Film kręcony w domu Kasprowicza na Harendzie w którym mieści się muzeum. Często odbywają się w nim wieczorki poetyckie.
Całość żenująca i nieśmieszna w porównaniu do super jedynki.
Przedstawienie górali stereotypowe i krzywdzące. Jako brudnych, śmierdzących pustaków.
Jak zobaczyłam scenę z osady ludzkiej to nie wiedziałam czy oglądam Wiedźmina czy film o Zakopanem. Dla mieszkańca tego miasta to idiotyczne jest po prostu, potem wszyscy myślą że górale chodzą w kierpcach codziennie, serdakach, bawią się tylko do muzyki góralskiej i sie biją.
Oczywiście warszawskiego seplenienia które nie ma nic wspólnego z gwarą nie mogło zabraknąć.
Wisienką na torcie był wyskakujący z każdych krzaków niedźwiedź xD, a co, niech młodzi mają traumę i boją się gór.
To nic że większość górali całe życie na oczy niedźwiedzia nie widziała. Wg. ceprów niedźwiedź siedzi w każdych krzakach, kobiety w szafie mają tylko folkowe ciuchy, ciągle każdy się bije i smara do oscypka który na pewno nie jest oscypkiem.

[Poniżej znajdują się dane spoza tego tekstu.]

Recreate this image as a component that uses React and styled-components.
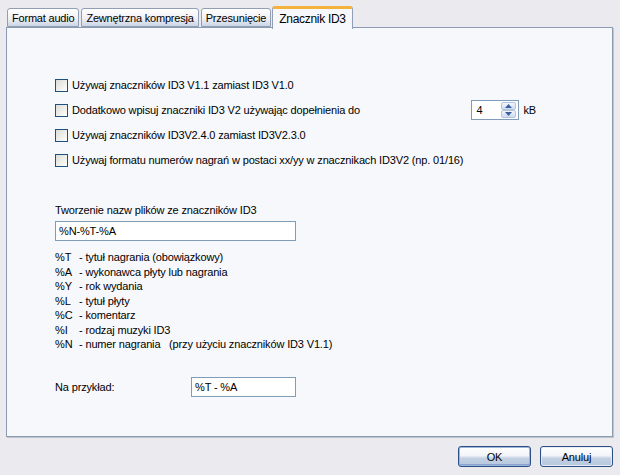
import React from 'react';
import styled, { createGlobalStyle } from 'styled-components';

const GlobalStyle = createGlobalStyle`
  html, body {
    margin: 0;
    padding: 0;
    background: #ebeaef;
  }
  body {
    font-family: Tahoma, "Liberation Sans", Arial, sans-serif;
    font-size: 11px;
    letter-spacing: -0.15px;
    color: #000;
  }
`;

const Window = styled.div`
  width: 620px;
  height: 475px;
  box-sizing: border-box;
  padding: 6px 6px 0 6px;
  display: flex;
  flex-direction: column;
`;

const TabBar = styled.div`
  height: 21px;
  display: flex;
  align-items: flex-end;
  gap: 2px;
  padding-left: 1px;
  position: relative;
  z-index: 1;
`;

const Tab = styled.div`
  box-sizing: border-box;
  height: ${p => (p.active ? '23px' : '19px')};
  margin-bottom: ${p => (p.active ? '-2px' : '0')};
  margin-left: ${p => (p.active ? '-1px' : '0')};
  padding: ${p => (p.active ? '3px 6px 0 6px' : '2px 4px 0 4px')};
  border: 1px solid #919eb4;
  border-bottom: ${p => (p.active ? 'none' : '1px solid #919eb4')};
  border-top: ${p => (p.active ? '3px solid #f3b23d' : '1px solid #919eb4')};
  border-radius: 3px 3px 0 0;
  background: ${p =>
    p.active
      ? '#f7f8fc'
      : 'linear-gradient(to bottom, #ffffff 0%, #f1f1f5 55%, #c9d5e6 100%)'};
  white-space: nowrap;
  font-size: ${p => (p.active ? '12px' : '11px')};
  letter-spacing: ${p => (p.active ? '-0.3px' : '-0.2px')};
  line-height: 14px;
`;

const Panel = styled.div`
  box-sizing: border-box;
  height: 410px;
  width: 607px;
  border: 1px solid #8b9bb4;
  background: #f7f8fc;
  box-shadow: 1px 1px 0 #c1c4cc;
  padding: 51px 0 0 48px;
  display: flex;
  flex-direction: column;
`;

const CheckRow = styled.div`
  height: 25px;
  display: flex;
  align-items: flex-start;
`;

const Box = styled.span`
  box-sizing: border-box;
  width: 13px;
  height: 13px;
  border: 1px solid #1c5180;
  background: linear-gradient(135deg, #dcdcd7 0%, #f0f0ec 60%, #ffffff 100%);
  margin-right: 4px;
  flex: none;
`;

const CheckText = styled.span`
  line-height: 13px;
  white-space: nowrap;
`;

const Spacer = styled.span`
  flex: 1;
`;

const SpinWrap = styled.div`
  display: flex;
  align-items: center;
  margin-top: -4px;
  margin-right: 76px;
`;

const SpinInput = styled.div`
  box-sizing: border-box;
  width: 48px;
  height: 20px;
  border: 1px solid #7f9db9;
  background: #fff;
  display: flex;
  align-items: center;
  padding: 0 2px 0 4px;
`;

const SpinValue = styled.span`
  flex: 1;
`;

const SpinButtons = styled.div`
  width: 15px;
  height: 16px;
  display: flex;
  flex-direction: column;
`;

const SpinHalf = styled.div`
  flex: 1;
  box-sizing: border-box;
  border: 1px solid #b4c4dd;
  border-radius: 2px;
  background: linear-gradient(to bottom, #f4f7fc, #cfdaee);
  display: flex;
  align-items: center;
  justify-content: center;
`;

const Unit = styled.span`
  margin-left: 4px;
`;

const FieldLabel = styled.div`
  margin-top: 25px;
  line-height: 13px;
`;

const TextBox = styled.div`
  box-sizing: border-box;
  width: ${p => p.w}px;
  height: 20px;
  border: 1px solid #7f9db9;
  background: #fff;
  padding: 3px 3px 0;
  line-height: 13px;
`;

const NameBox = styled(TextBox)`
  margin-top: 4px;
`;

const Legend = styled.div`
  margin-top: 10px;
  display: grid;
  grid-template-columns: 24px auto;
  grid-auto-rows: 14.5px;
  line-height: 13px;
  white-space: pre;
`;

const ExampleRow = styled.div`
  margin-top: 24px;
  display: flex;
  align-items: center;
`;

const ExampleLabel = styled.span`
  width: 136px;
`;

const Footer = styled.div`
  display: flex;
  justify-content: flex-end;
  gap: 9px;
  padding: 9px 1px 0 0;
`;

const Button = styled.button`
  box-sizing: border-box;
  width: 73px;
  height: 21px;
  border: 1px solid #2d4f86;
  border-radius: 3px;
  font-family: inherit;
  font-size: 11px;
  letter-spacing: inherit;
  color: #000;
  padding: 0;
  background: linear-gradient(to bottom, #ffffff 0%, #f3f4f9 45%, #c2d0e3 60%, #b6c7de 100%);
  box-shadow: ${p => (p.primary ? 'inset 0 0 0 1px #9fb6dc, inset 0 -1px 0 1px #8aa4d0' : 'inset 0 0 0 1px #e8edf5')};
`;

const checks = [
  'Używaj znaczników ID3 V1.1 zamiast ID3 V1.0',
  'Dodatkowo wpisuj znaczniki ID3 V2 używając dopełnienia do',
  'Używaj znaczników ID3V2.4.0 zamiast ID3V2.3.0',
  'Używaj formatu numerów nagrań w postaci xx/yy w znacznikach ID3V2 (np. 01/16)',
];

const legend = [
  ['%T', '- tytuł nagrania (obowiązkowy)'],
  ['%A', '- wykonawca płyty lub nagrania'],
  ['%Y', '- rok wydania'],
  ['%L', '- tytuł płyty'],
  ['%C', '- komentarz'],
  ['%I', '- rodzaj muzyki ID3'],
  ['%N', '- numer nagrania   (przy użyciu znaczników ID3 V1.1)'],
];

const tabs = ['Format audio', 'Zewnętrzna kompresja', 'Przesunięcie', 'Znacznik ID3'];

function Arrow({ up }) {
  return (
    <svg width="7" height="4" viewBox="0 0 7 4">
      <path d={up ? 'M0 4 L3.5 0 L7 4 Z' : 'M0 0 L3.5 4 L7 0 Z'} fill="#3a5fa0" />
    </svg>
  );
}

export default function App() {
  return (
    <>
      <GlobalStyle />
      <Window>
        <TabBar>
          {tabs.map((t, i) => (
            <Tab key={t} active={i === 3}>
              {t}
            </Tab>
          ))}
        </TabBar>
        <Panel>
          {checks.map((c, i) => (
            <CheckRow key={i}>
              <Box />
              <CheckText>{c}</CheckText>
              {i === 1 && (
                <>
                  <Spacer />
                  <SpinWrap>
                    <SpinInput>
                      <SpinValue>4</SpinValue>
                      <SpinButtons>
                        <SpinHalf><Arrow up /></SpinHalf>
                        <SpinHalf><Arrow /></SpinHalf>
                      </SpinButtons>
                    </SpinInput>
                    <Unit>kB</Unit>
                  </SpinWrap>
                </>
              )}
            </CheckRow>
          ))}
          <FieldLabel>Tworzenie nazw plików ze znaczników ID3</FieldLabel>
          <NameBox w={241}>%N-%T-%A</NameBox>
          <Legend>
            {legend.map(([k, v]) => (
              <React.Fragment key={k}>
                <span>{k}</span>
                <span>{v}</span>
              </React.Fragment>
            ))}
          </Legend>
          <ExampleRow>
            <ExampleLabel>Na przykład:</ExampleLabel>
            <TextBox w={105}>%T - %A</TextBox>
          </ExampleRow>
        </Panel>
        <Footer>
          <Button primary>OK</Button>
          <Button>Anuluj</Button>
        </Footer>
      </Window>
    </>
  );
}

Szczucie polaków na polaków ma się dobrze, przykre tym bardziej że wynika z czystej zawiści o miejsce zamieszkania i pieniądze.
Czekam na film w którym Zakopane zostanie pokazane jakim jest, z 5% ludnością góralską, często wyzyskiwaną, opluwaną i pracującą na czarno oraz zbieraniną reszty Polaków i dorobkiewiczów którzy stawiają hotele, knajpy i kible za 15zł.